We have derived and analysed new third order accurate Active Flux methods for two-dimensional linear and nonlinear hyperbolic systems. For the update of the point values we used truly multidimensional approximate evolution formulas, which have been derived using the method of bicharacteristics. For the acoustic equations we compared the resulting Active Flux method with previously proposed Active Flux methods using exact evolution formulas. The accuracy compares well but the newly proposed Active Flux methods have a reduced stability. However, the method of bicharacteristics is a general approach that can be used to derive evolution formulas for other linear hyperbolic systems. With this approach we obtained the first unsplit Active Flux method for the linearised Euler equations. Using a local linearisation for each point value degree of freedom, we furthermore obtained a new Active Flux method for the two-dimensional nonlinear Euler equations. The performance of the new Active Flux methods for linear and nonlinear hyperbolic systems is illustrated for a number of test problems.

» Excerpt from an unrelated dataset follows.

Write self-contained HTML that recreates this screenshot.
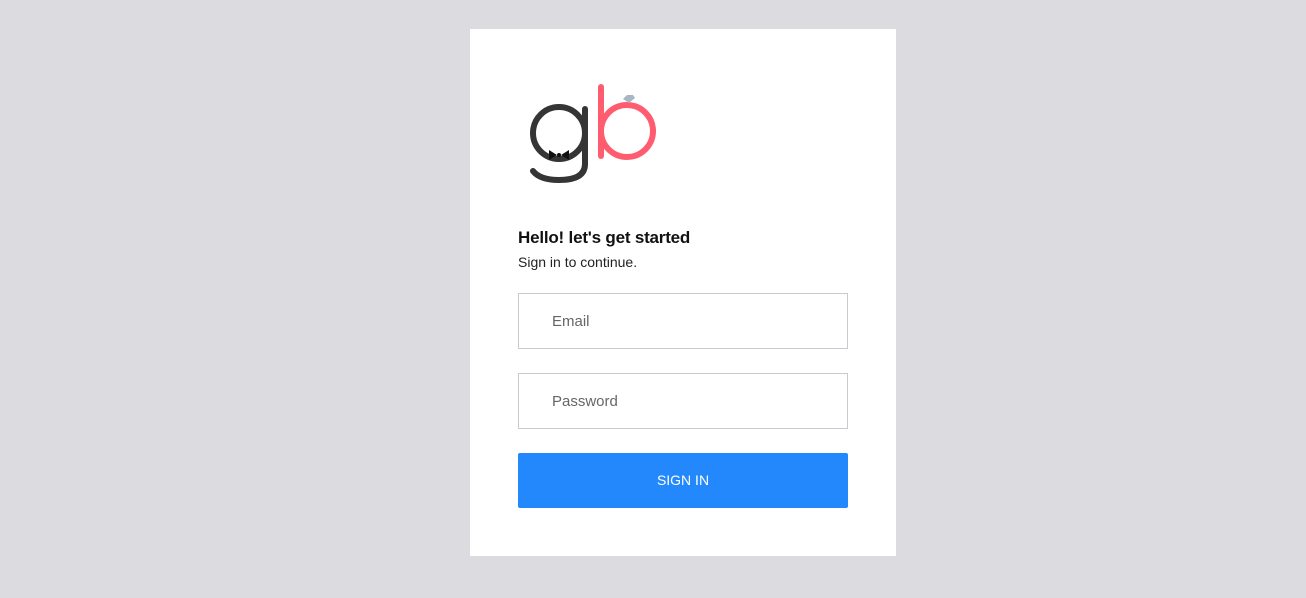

In addition we proposed a third order accurate Active Flux method for Maxwell’s equation that explores the relation between Maxwell’s equations and acoustics.

All Active Flux methods presented in this paper are fully discrete, use a continuous piecewise quadratic reconstruction, a truly multi-dimensional evolution operator and a compact stencil in space and time. We implemented the new Active Flux methods in ForestClaw using patches of Cartesian grids that also allow adaptive mesh refinement and sub-cycling as described in [7].